Michelle Lee could have chosen any number of areas to focus on after leaving her role as director of the U.S. Patent and Trademark Office in June. But she’s sticking to technology because that’s where the action is.
“I have always found it to be most interesting to work at the forefront of law, technology and policy, because there are no answers to those questions,” she said in an interview with Big Law Business.
Lee is currently the Herman Phleger Visiting Professor of Law at Stanford Law School in Palo Alto, Calif., where she will be teaching a course on so-called disruptive technologies this winter. Specifically, students will examine the case studies of driverless cars and artificial intelligence.

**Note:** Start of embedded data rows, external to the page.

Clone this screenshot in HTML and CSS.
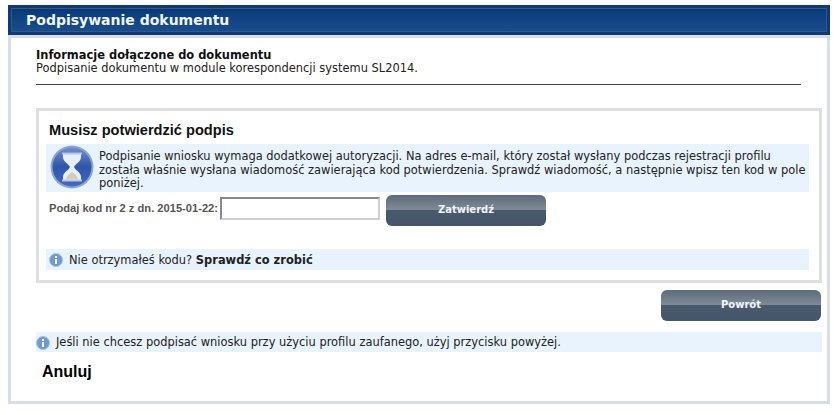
FILE: index.html
```html
<!DOCTYPE html>
<html lang="pl">
<head>
  <meta charset="UTF-8" />
  <title>Podpisywanie dokumentu</title>
  <link rel="stylesheet" href="styles.css">
</head>
<body>
  <header class="naglowek">
    <h1>Podpisywanie dokumentu</h1>
  </header>
  <main class="panel">
    <section class="informacje">
      <h2>Informacje dołączone do dokumentu</h2>
      <p>Podpisanie dokumentu w module korespondencji systemu SL2014.</p>
    </section>

    <section class="potwierdzenie">
      <h3>Musisz potwierdzić podpis</h3>
      <div class="komunikat">
        <svg class="klepsydra" viewBox="0 0 44 44" aria-hidden="true">
          <defs>
            <linearGradient id="tlo" x1="0" y1="0" x2="0" y2="1">
              <stop offset="0" stop-color="#6f8fd0"/>
              <stop offset="0.5" stop-color="#2f55a8"/>
              <stop offset="1" stop-color="#3f6cc0"/>
            </linearGradient>
          </defs>
          <circle cx="22" cy="22" r="21.5" fill="#8fa5cf"/>
          <circle cx="22" cy="22" r="19.5" fill="url(#tlo)"/>
          <path d="M13 9h18v3c0 5-6 7-7 10 1 3 7 5 7 10v3H13v-3c0-5 6-7 7-10-1-3-7-5-7-10z" fill="#e8eef8"/>
          <path d="M16 34c1-4 4-6 6-7 2 1 5 3 6 7z" fill="#d6cdb8"/>
          <path d="M12 8.500h20M12 35.500h20" stroke="#b9c6de" stroke-width="2"/>
        </svg>
        <p>Podpisanie wniosku wymaga dodatkowej autoryzacji. Na adres e-mail, który został wysłany podczas rejestracji profilu została właśnie wysłana wiadomość zawierająca kod potwierdzenia. Sprawdź wiadomość, a następnie wpisz ten kod w pole poniżej.</p>
      </div>
      <form class="kod">
        <label for="kod">Podaj kod nr 2 z dn. 2015-01-22:</label>
        <input type="text" id="kod">
        <button type="button" class="przycisk">Zatwierdź</button>
      </form>
      <div class="pomoc">
        <svg class="ikona-info" viewBox="0 0 14 14" aria-hidden="true">
          <circle cx="7" cy="7" r="6.500" fill="#6f9ad0" stroke="#a9c0dc"/>
          <rect x="6" y="6" width="2" height="5" fill="#fff"/>
          <rect x="6" y="3" width="2" height="2" fill="#fff"/>
        </svg>
        <p>Nie otrzymałeś kodu? <strong>Sprawdź co zrobić</strong></p>
      </div>
    </section>

    <div class="akcje">
      <button type="button" class="przycisk">Powrót</button>
    </div>

    <div class="pomoc pomoc-dolna">
      <svg class="ikona-info" viewBox="0 0 14 14" aria-hidden="true">
        <circle cx="7" cy="7" r="6.500" fill="#6f9ad0" stroke="#a9c0dc"/>
        <rect x="6" y="6" width="2" height="5" fill="#fff"/>
        <rect x="6" y="3" width="2" height="2" fill="#fff"/>
      </svg>
      <p>Jeśli nie chcesz podpisać wniosku przy użyciu profilu zaufanego, użyj przycisku powyżej.</p>
    </div>

    <a class="anuluj" href="#">Anuluj</a>
  </main>
</body>
</html>
```

FILE: styles.css
```css
:root {
  --ramka: #d9dee6;
  --ramka-jasna: #dfdfdf;
  --blekit: #e9f3fd;
  --tekst: #222;
}

* {
  box-sizing: border-box;
  margin: 0;
  padding: 0;
}

body {
  background-color: #fff;
  color: var(--tekst);
  font-family: "DejaVu Sans", Verdana, sans-serif;
  font-size: 11.450px;
  line-height: 13px;
  padding: 5px 4px 0 8px;
}

.naglowek {
  height: 30px;
  padding: 7px 18px 0;
  background: linear-gradient(#0d2f5e, #0c3f80 30%, #1f4f8c);
  box-shadow: inset 0 0 0 3px #123a70, inset 0 0 0 4px #2b5a94;
}

.naglowek h1 {
  color: #f2f6fb;
  font-size: 14px;
  line-height: 16px;
  font-weight: bold;
}

.panel {
  height: 369px;
  padding: 11px 5px 0 25px;
  border: 3px solid var(--ramka);
}

.informacje {
  margin-right: 21px;
  height: 36px;
  border-bottom: 1px solid #444;
}

.informacje h2 {
  font-size: 11.450px;
  line-height: 13px;
  color: #111;
}

.potwierdzenie {
  margin-top: 23px;
  height: 175px;
  padding: 10px 10px 0 10px;
  border: 3px solid var(--ramka-jasna);
}

.potwierdzenie h3 {
  color: #111;
  font-family: "Liberation Sans", Arial, sans-serif;
  font-size: 14.600px;
  line-height: 18px;
  margin-bottom: 5px;
}

.komunikat {
  display: flex;
  gap: 5px;
  height: 48px;
  margin-left: -3px;
  background-color: var(--blekit);
  padding: 1px 0 0 4px;
}

.komunikat p {
  padding-top: 5px;
  line-height: 13.500px;
}

.klepsydra {
  flex: none;
  width: 44px;
  height: 44px;
}

.kod {
  display: flex;
  align-items: flex-start;
  margin-top: 3px;
  height: 31px;
}

.kod label {
  flex: none;
  width: 170px;
  padding-top: 7px;
  font-family: "Liberation Sans", Arial, sans-serif;
  font-size: 11.150px;
  font-weight: bold;
  color: #555;
  white-space: nowrap;
}

.kod input {
  width: 160px;
  height: 23px;
  margin: 2px 6px 0 1px;
  border: 2px solid;
  border-color: #8a8a8a #d0d0d0 #d0d0d0 #8a8a8a;
  background-color: #fff;
}

.przycisk {
  width: 160px;
  height: 31px;
  border: 0;
  border-radius: 6px;
  padding-bottom: 2px;
  color: #f2f4f6;
  font-family: "DejaVu Sans", Verdana, sans-serif;
  font-size: 10px;
  font-weight: bold;
  background: linear-gradient(#5d6b7a, #7e8a97 48%, #4a5a6c 50%, #45556a);
}

.pomoc {
  display: flex;
  align-items: center;
  gap: 6px;
  height: 21px;
  margin: 23px 0 0 -3px;
  padding: 1px 0 0 3px;
  background-color: var(--blekit);
}

.ikona-info {
  flex: none;
  width: 14px;
  height: 14px;
}

.akcje {
  display: flex;
  justify-content: flex-end;
  margin: 7px 1px 0 0;
}

.pomoc-dolna {
  margin: 11px 0 0;
  height: 20px;
  padding-left: 0;
}

.anuluj {
  display: block;
  margin: 11px 0 0 6px;
  color: #000;
  font-family: "Liberation Sans", Arial, sans-serif;
  font-size: 16px;
  line-height: 18px;
  font-weight: bold;
  text-decoration: none;
}
```
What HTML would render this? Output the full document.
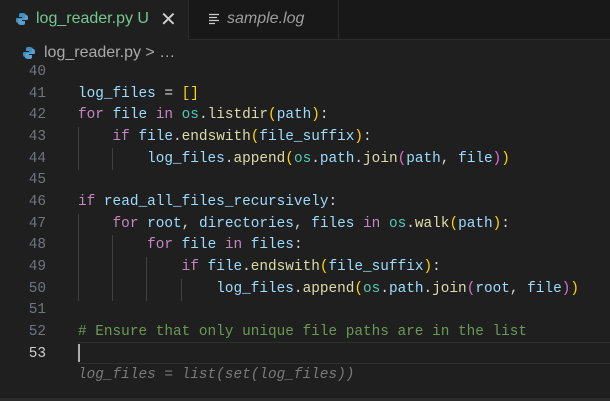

“These technologies naturally butt up against the system of laws and regulations in the areas of safety, liability, ownership issues, and these laws and regulations have the ability to either encourage or discourage these disruptive technologies,” Lee said.
Among other things, she plans to teach students how tech companies can engage lawmakers and policymakers to shape the legal environments they’re radically changing.
“You’re always going to encounter bumps along the road when there is something new and a legal and regulatory regime that was designed for the status quo,” Lee said. “But there are things that one can do to smooth that path, and I say that with the perspective of having been the head of an executive branch agency.”
Lee’s continued interest in disruption comes as little surprise. In 2014, she broke new ground as the first woman to serve as Under Secretary of Commerce for Intellectual Property and head of the USPTO.
Before joining government, Lee was deputy general counsel at Google Inc., where she led the tech giant’s patent and patent strategy efforts.
While at Google, Lee co-founded Chiefs in Intellectual Property (ChIPs), a non-profit dedicated to advancing women at the intersections of technology, law and policy. While at the PTO, she remained an advocate for increasing the numbers of women inventors in the U.S.
“I think it’s an economic imperative and a social imperative that we tap into all of our talent,” she said. “You don’t want to overlook or waste a single inventor or entrepreneur.”
Lee also hopes to increase the ranks of women lawyers working with those inventors, who must overcome gender barriers in both science and the law, she said.
Where Lee will go next remains a mystery, as she remained mum on her plans after Stanford.
“I have a number of opportunities in the works, and I’m looking forward to sharing more later on,” she said. “But it has not been dull or slow.”